The recent fiery campaign by parents, students and supporters of the City of Edinburgh Music School (CoEMS) to save the school from closure by Edinburgh City Council brought it to the forefront of debate in Scotland.
Front page headlines in the Scotsman and Edinburgh Evening News, comment pieces and articles in The Times and The Herald, news items on the BBC and STV and a veritable Twitter storm of comment … it was hard to miss.
International voices like Ewen Bremner and Nicola Benedetti spoke out strongly against the proposed budget cuts, and the First Minister, in response to a question at FMQ, remarked that she was sure that the Council would be reflecting very carefully on the valuable role that centres of national excellence like CoEMS play in allowing young people the opportunity to receive expert tuition in their music specialism.
On one level, the proposal (to save £363,000) was a financial nonsense: it emerged very quickly that the funding for the Music School originated from the Scottish Government, who made it clear that they thought this money should remain specifically for CoEMS, and not for a general music service (across four sites as the council suggested). Moreover, it also emerged that the grant the Government was allocating to the school exceeded the actual amount spent by the Council on the school, so its withdrawal by the Government would have resulted in a net budget loss to the Council rather than a gain.
The intended purpose of the money seems to have been overlooked by the Council officers responsible for the proposal; more worryingly, the apparent thought process by which this proposal was due to be slipped, unobtrusively, into the budget, gives a deeply concerning insight into the prevailing understanding of education and its purpose in the country – and one worth unpicking.
Unpicking the libretto
The plan to close the music school was disguised as a single line item in a list of over 50 proposals presented to the Council’s Finance and Resources Committee; described – in terms that are at best economical with the truth – as the ‘Creation of a Citywide Equity and Excellence Music Service’, it was a soothing soundbite with resonances of social justice that would have been sufficient to pass the test of high-level scrutiny by most Councillors, had they not begun to understand what lay behind it. In reality, the proposal hid an intensely worrying subliminal ideology that is potentially more damaging to the prospects of Scotland’s young people today than almost anything else they might encounter: namely, a deep-rooted distrust of individual aspiration and striving for distinction.

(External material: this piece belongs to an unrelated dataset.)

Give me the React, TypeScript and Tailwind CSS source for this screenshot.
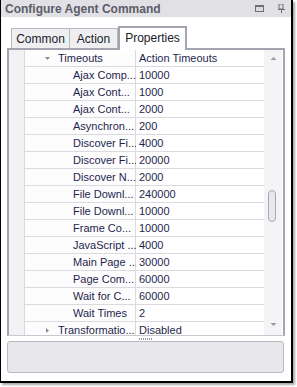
import React from 'react';

const rows: { name: string; value: string; kind?: 'open' | 'closed' }[] = [
  { name: 'Timeouts', value: 'Action Timeouts', kind: 'open' },
  { name: 'Ajax Comp...', value: '10000' },
  { name: 'Ajax Cont...', value: '1000' },
  { name: 'Ajax Cont...', value: '2000' },
  { name: 'Asynchron...', value: '200' },
  { name: 'Discover Fi...', value: '4000' },
  { name: 'Discover Fi...', value: '20000' },
  { name: 'Discover N...', value: '2000' },
  { name: 'File Downl...', value: '240000' },
  { name: 'File Downl...', value: '10000' },
  { name: 'Frame Co...', value: '10000' },
  { name: 'JavaScript ...', value: '4000' },
  { name: 'Main Page ...', value: '30000' },
  { name: 'Page Com...', value: '60000' },
  { name: 'Wait for C...', value: '60000' },
  { name: 'Wait Times', value: '2' },
  { name: 'Transformatio...', value: 'Disabled', kind: 'closed' },
];

function TitleBar() {
  return (
    <div className="h-[17px] bg-[#e1e1e5] flex items-center pl-[4px] pr-[6px]">
      <span className="text-[12px] font-bold text-[#5c5c68] leading-none">Configure Agent Command</span>
      <div className="ml-auto flex items-center gap-[14px]">
        <svg width="9" height="7" viewBox="0 0 9 7">
          <rect x="0.5" y="0.5" width="8" height="6" fill="#dcdce0" stroke="#6e6e78" />
          <rect x="0" y="0" width="9" height="2" fill="#6e6e78" />
        </svg>
        <svg width="7" height="9" viewBox="0 0 7 9">
          <rect x="1" y="0" width="4" height="5" fill="none" stroke="#6e6e78" strokeWidth="1" />
          <rect x="0" y="5" width="7" height="1" fill="#6e6e78" />
          <rect x="3" y="6" width="1" height="3" fill="#6e6e78" />
        </svg>
      </div>
    </div>
  );
}

function Tabs() {
  return (
    <div className="h-[22px] flex items-end pl-[4px] text-[12px] text-[#202028]">
      <div className="w-[59px] h-[20px] border border-b-0 border-[#b9b9c2] bg-[#efeff1] flex items-center justify-center pt-[1px]">
        Common
      </div>
      <div className="w-[48px] h-[20px] border border-l-0 border-b-0 border-[#b9b9c2] bg-[#efeff1] flex items-center justify-center pt-[1px]">
        Action
      </div>
      <div className="relative z-10 w-[69px] h-[24px] -mb-[2px] border-2 border-b-0 border-[#a4a4b0] bg-white flex items-center justify-center pb-[3px]">
        Properties
      </div>
    </div>
  );
}

function Row({ name, value, kind }: { name: string; value: string; kind?: 'open' | 'closed' }) {
  return (
    <div className="h-[17px] flex shrink-0">
      <div className="w-[111px] h-full border-b border-r border-[#dadadf] bg-[#fdfdfd] flex items-center">
        {kind ? (
          <div className="flex items-center pl-[19px]">
            <svg width="7" height="7" viewBox="0 0 7 7" className="mr-[7px]">
              {kind === 'open' ? (
                <path d="M1 2 L6 2 L3.5 5 Z" fill="#8a8a96" />
              ) : (
                <path d="M2 1 L5 3.5 L2 6 Z" fill="#8a8a96" />
              )}
            </svg>
            <span className="whitespace-nowrap">{name}</span>
          </div>
        ) : (
          <span className="pl-[48px] whitespace-nowrap">{name}</span>
        )}
      </div>
      <div className="w-[128px] h-full border-b border-[#dadadf] bg-white flex items-center pl-[3px]">
        <span>{value}</span>
      </div>
    </div>
  );
}

function Scrollbar() {
  return (
    <div className="w-[18px] bg-[#f4f4f6] flex flex-col items-center">
      <svg width="7" height="5" viewBox="0 0 7 5" className="mt-[6px]">
        <path d="M0.5 4 L3.5 1 L6.5 4 Z" fill="#9a9aa6" />
      </svg>
      <div className="mt-[129px] ml-[-2px] w-[8px] h-[32px] rounded-[4px] border border-[#a9a9b4] bg-[#e9e9ed]" />
      <svg width="7" height="5" viewBox="0 0 7 5" className="mt-auto mb-[8px]">
        <path d="M0.5 1 L3.5 4 L6.5 1 Z" fill="#9a9aa6" />
      </svg>
    </div>
  );
}

function Grid() {
  return (
    <div className="h-[288px] border-2 border-b border-[#a4a4b0] border-b-[#c8c8d0] flex overflow-hidden text-[11px] text-[#1f1f4e]">
      <div className="w-[16px] bg-[#f2f2f4] border-r border-[#dadadf]" />
      <div className="flex flex-col">
        {rows.map((r, i) => (
          <Row key={i} {...r} />
        ))}
      </div>
      <Scrollbar />
    </div>
  );
}

export default function App() {
  return (
    <div className="w-[297px] h-[387px] bg-white font-['Liberation_Sans',Arial,sans-serif]">
      <div className="w-[293px] h-[383px] flex flex-col bg-white border-l border-r-2 border-b-2 border-black shadow-[2px_2px_2px_rgba(0,0,0,0.35)]">
        <TitleBar />
        <div className="flex-1 flex flex-col px-[6px] pt-[9px]">
          <Tabs />
          <Grid />
          <div className="h-[5px] flex items-center justify-center">
            <div className="w-[14px] h-[2px] bg-[repeating-linear-gradient(90deg,#9a9aa6_0px,#9a9aa6_1px,transparent_1px,transparent_2px)]" />
          </div>
          <div className="h-[32px] mr-[1px] border border-[#b9b9c2] rounded-[3px] bg-[#e8e8ec]" />
        </div>
      </div>
    </div>
  );
}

CoEMS is already a shining example of equity and excellence in action. It was founded in 1980 on firmly-held beliefs in both values, in response to the 1976 Cameron report, which recommended provision of specialist facilities for gifted pupils in association with comprehensive schools, “To ensure that they are given appropriate encouragement, skilled tuition and more time within the school day for tuition and practice.” The Music School is open to all, regardless of family income, and has launched the musical careers – the livelihoods – of young musicians in Scotland, as well as, therefore, having a major impact on the creative arts in the country: former students include Martyn Bennett, Tommy Smith, Gavin Read, Lisa Kerr, Morgan Szymanski, Maeve Gilchrist, Anna McLuckie, Ben Duncan, Rachel Newton and Helen Grime, to name but a few. Pupils come from far and wide, often relocating in order to attend the school; they almost always come from schools within the state sector, and from across the demographic spread of Scotland’s households. They have only one thing in common – musical potential – and the school is proud of its meritocratic approach to entry.
All four of this year’s S6 students have earned a place at the Royal Conservatoire of Scotland, which is ranked in the top three performing arts institutions in the world, and is the top-ranked Higher Education Institution in Scotland for graduate employability. CoEMS is enormously successful – and entry is purely based on merit, not ability to pay for private lessons, which is the route that many students are forced to take in order to pursue their musical development.
What the school is not, however, is a school for just anyone. Musical potential is an absolute prerequisite for acceptance into the school – the potential not just to scratch out a few notes on the violin, or enjoy the latest K-Pop album, each of which has its own value, but is not a sign that music is central to a young person’s life. Musical potential in CoEMS language is the potential to live, breathe, and make a difference in the world through music. The rigorous programmes of the School stretch and challenge children and young people to become more than they ever believe they can in the musical world, and they help them become truly themselves.
An education system which does not admire and enable such excellence and equity in action is, quite frankly, not worth its salt in today’s world, where the unique and the individual are in utmost demand, not to mention their concomitant creativity and innovation. And that is the hidden danger in the system, where mediocrity for all is preferred to investing in individual excellence – in every sphere of human activity, including music. The battle to save CoEMS has laid this bare; now we need to fight to rid ourselves of it altogether.